▸ Short exercise:
Only lines holding the word "component" should be copied from the material.

[Code that builds pages]

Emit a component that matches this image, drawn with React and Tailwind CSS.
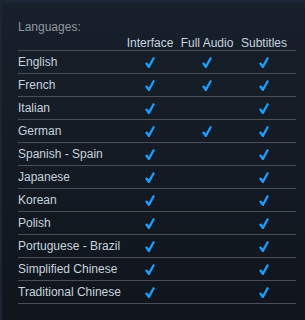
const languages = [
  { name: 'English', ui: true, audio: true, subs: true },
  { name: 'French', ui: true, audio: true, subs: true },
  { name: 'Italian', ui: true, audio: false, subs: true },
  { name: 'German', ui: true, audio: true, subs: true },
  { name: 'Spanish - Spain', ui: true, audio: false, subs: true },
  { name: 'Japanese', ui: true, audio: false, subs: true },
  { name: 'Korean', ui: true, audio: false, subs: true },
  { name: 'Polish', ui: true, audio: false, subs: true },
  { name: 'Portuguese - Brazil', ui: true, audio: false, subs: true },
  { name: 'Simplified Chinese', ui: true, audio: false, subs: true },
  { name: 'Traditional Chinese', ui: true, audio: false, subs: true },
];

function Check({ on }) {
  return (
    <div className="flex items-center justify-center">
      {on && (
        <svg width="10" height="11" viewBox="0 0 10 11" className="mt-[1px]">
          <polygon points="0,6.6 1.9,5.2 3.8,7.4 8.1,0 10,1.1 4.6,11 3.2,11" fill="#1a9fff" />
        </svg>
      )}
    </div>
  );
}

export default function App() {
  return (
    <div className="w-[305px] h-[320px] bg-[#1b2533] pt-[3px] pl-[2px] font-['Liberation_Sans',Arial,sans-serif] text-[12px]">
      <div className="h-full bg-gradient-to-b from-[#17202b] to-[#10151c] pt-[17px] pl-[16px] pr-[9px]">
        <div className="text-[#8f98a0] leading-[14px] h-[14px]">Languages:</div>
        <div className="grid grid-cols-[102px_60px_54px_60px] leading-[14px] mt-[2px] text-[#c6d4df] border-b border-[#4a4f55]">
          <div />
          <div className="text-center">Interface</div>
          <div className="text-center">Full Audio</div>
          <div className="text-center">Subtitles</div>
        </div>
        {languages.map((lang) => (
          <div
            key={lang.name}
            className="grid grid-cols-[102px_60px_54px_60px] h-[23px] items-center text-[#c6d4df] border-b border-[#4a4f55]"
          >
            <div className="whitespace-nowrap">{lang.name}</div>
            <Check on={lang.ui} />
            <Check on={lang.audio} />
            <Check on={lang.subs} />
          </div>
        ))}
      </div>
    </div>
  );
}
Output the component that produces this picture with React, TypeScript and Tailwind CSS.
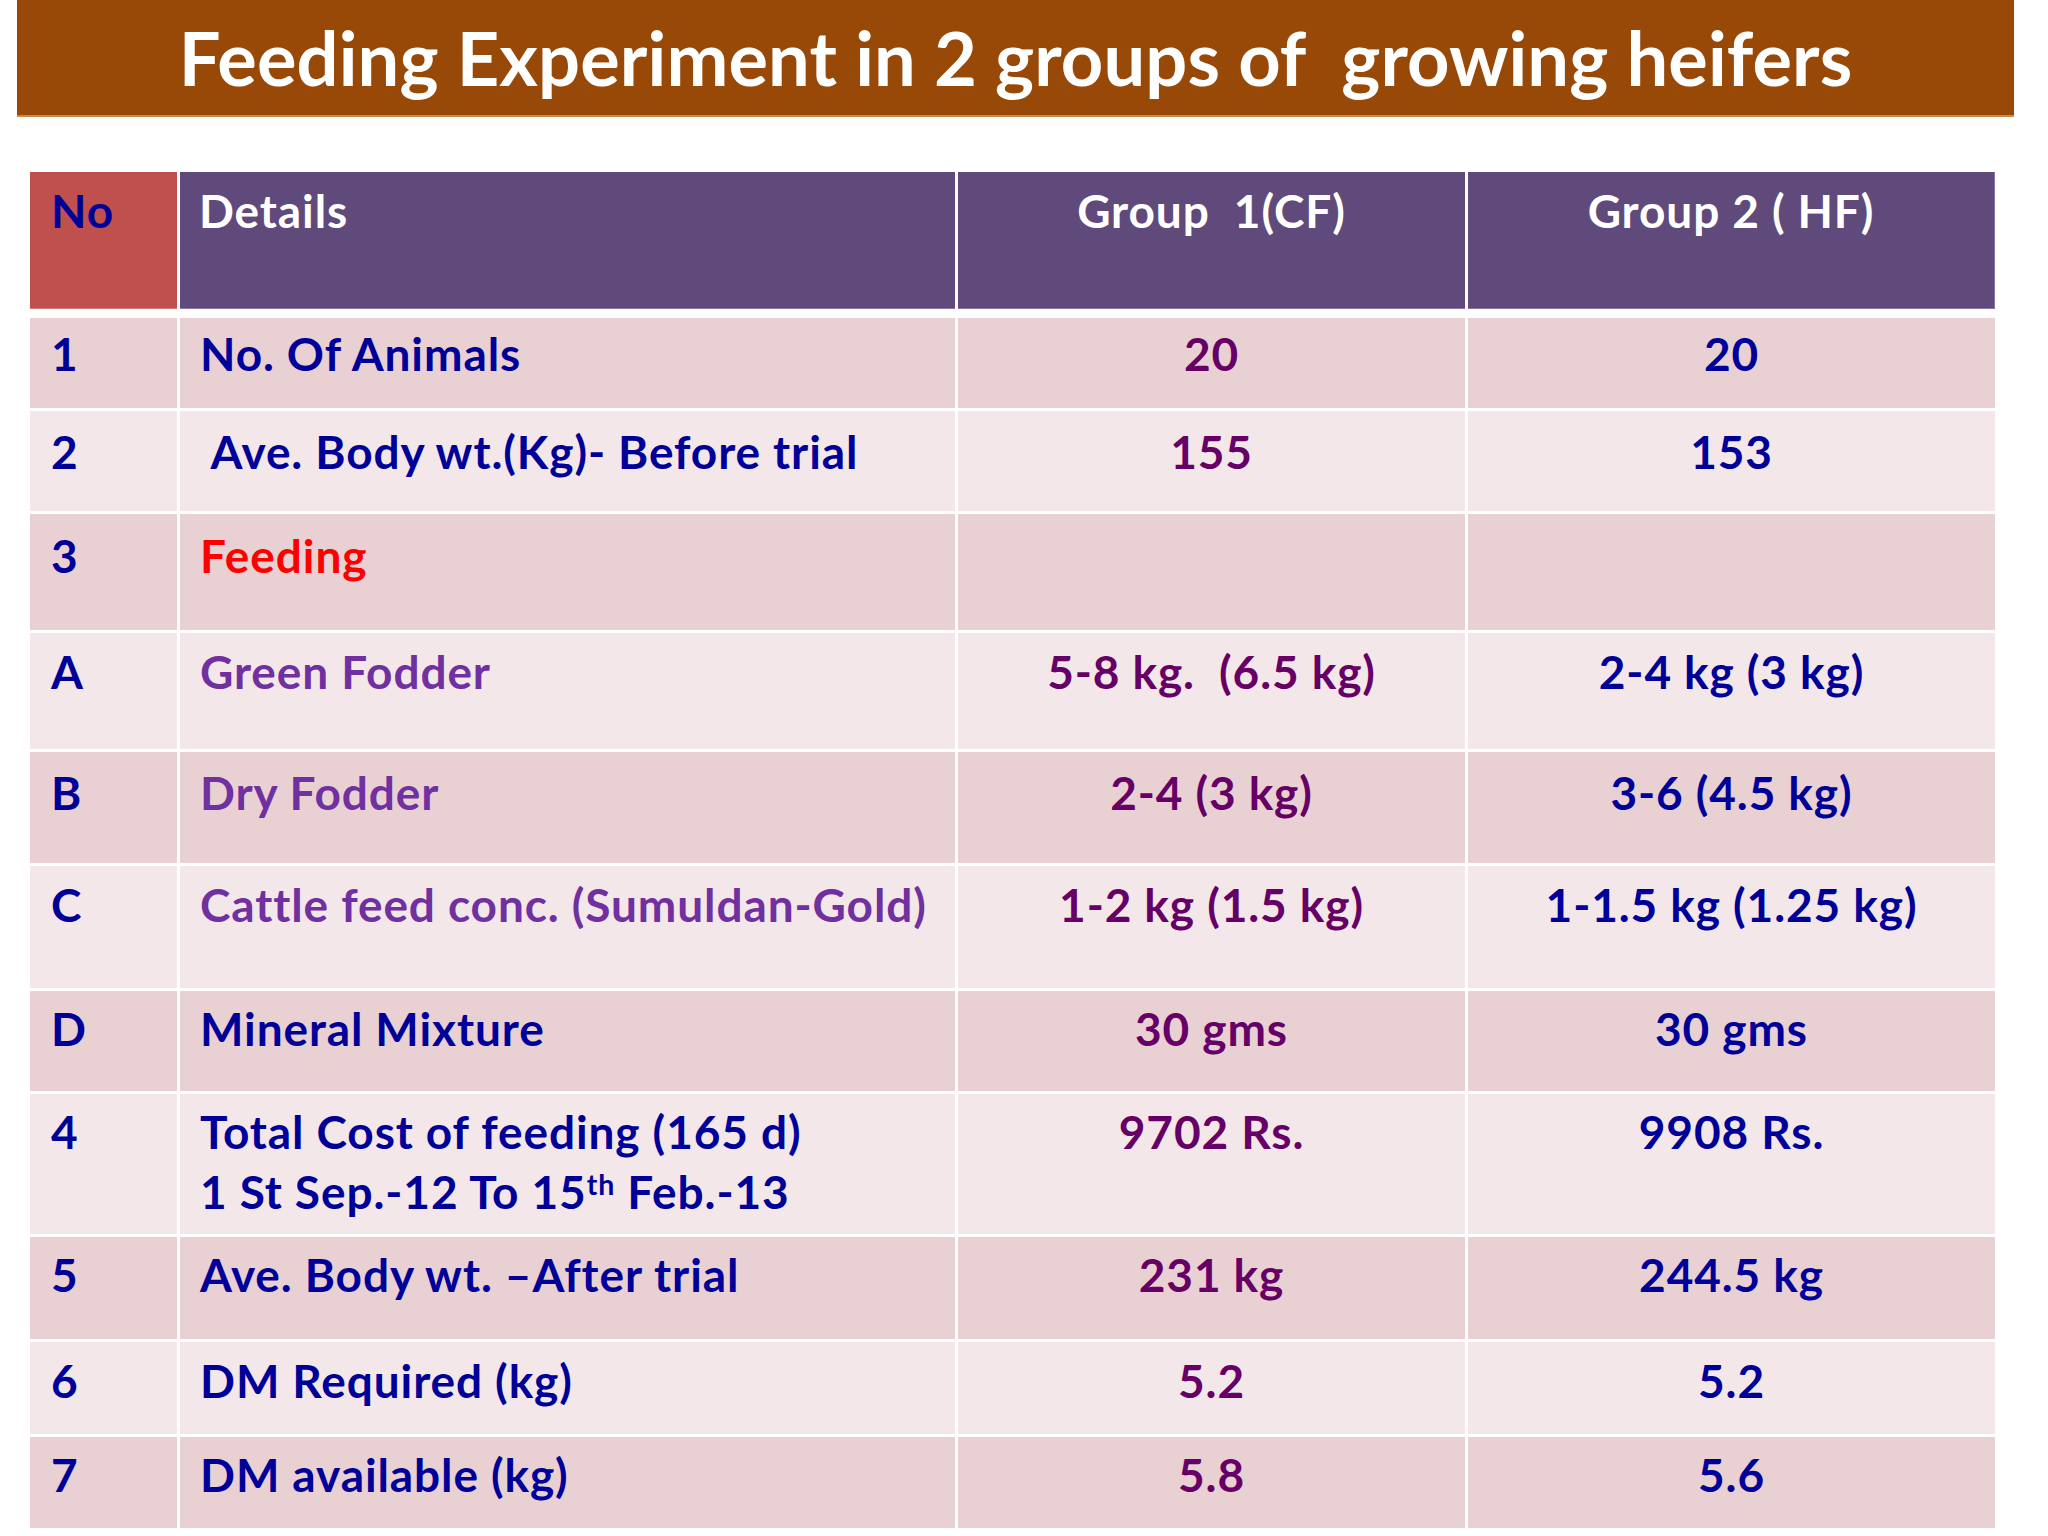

▸ Response to the exercise:
Emit a component that matches this image, drawn with React and Tailwind CSS.
Output the component that produces this picture with React, TypeScript and Tailwind CSS.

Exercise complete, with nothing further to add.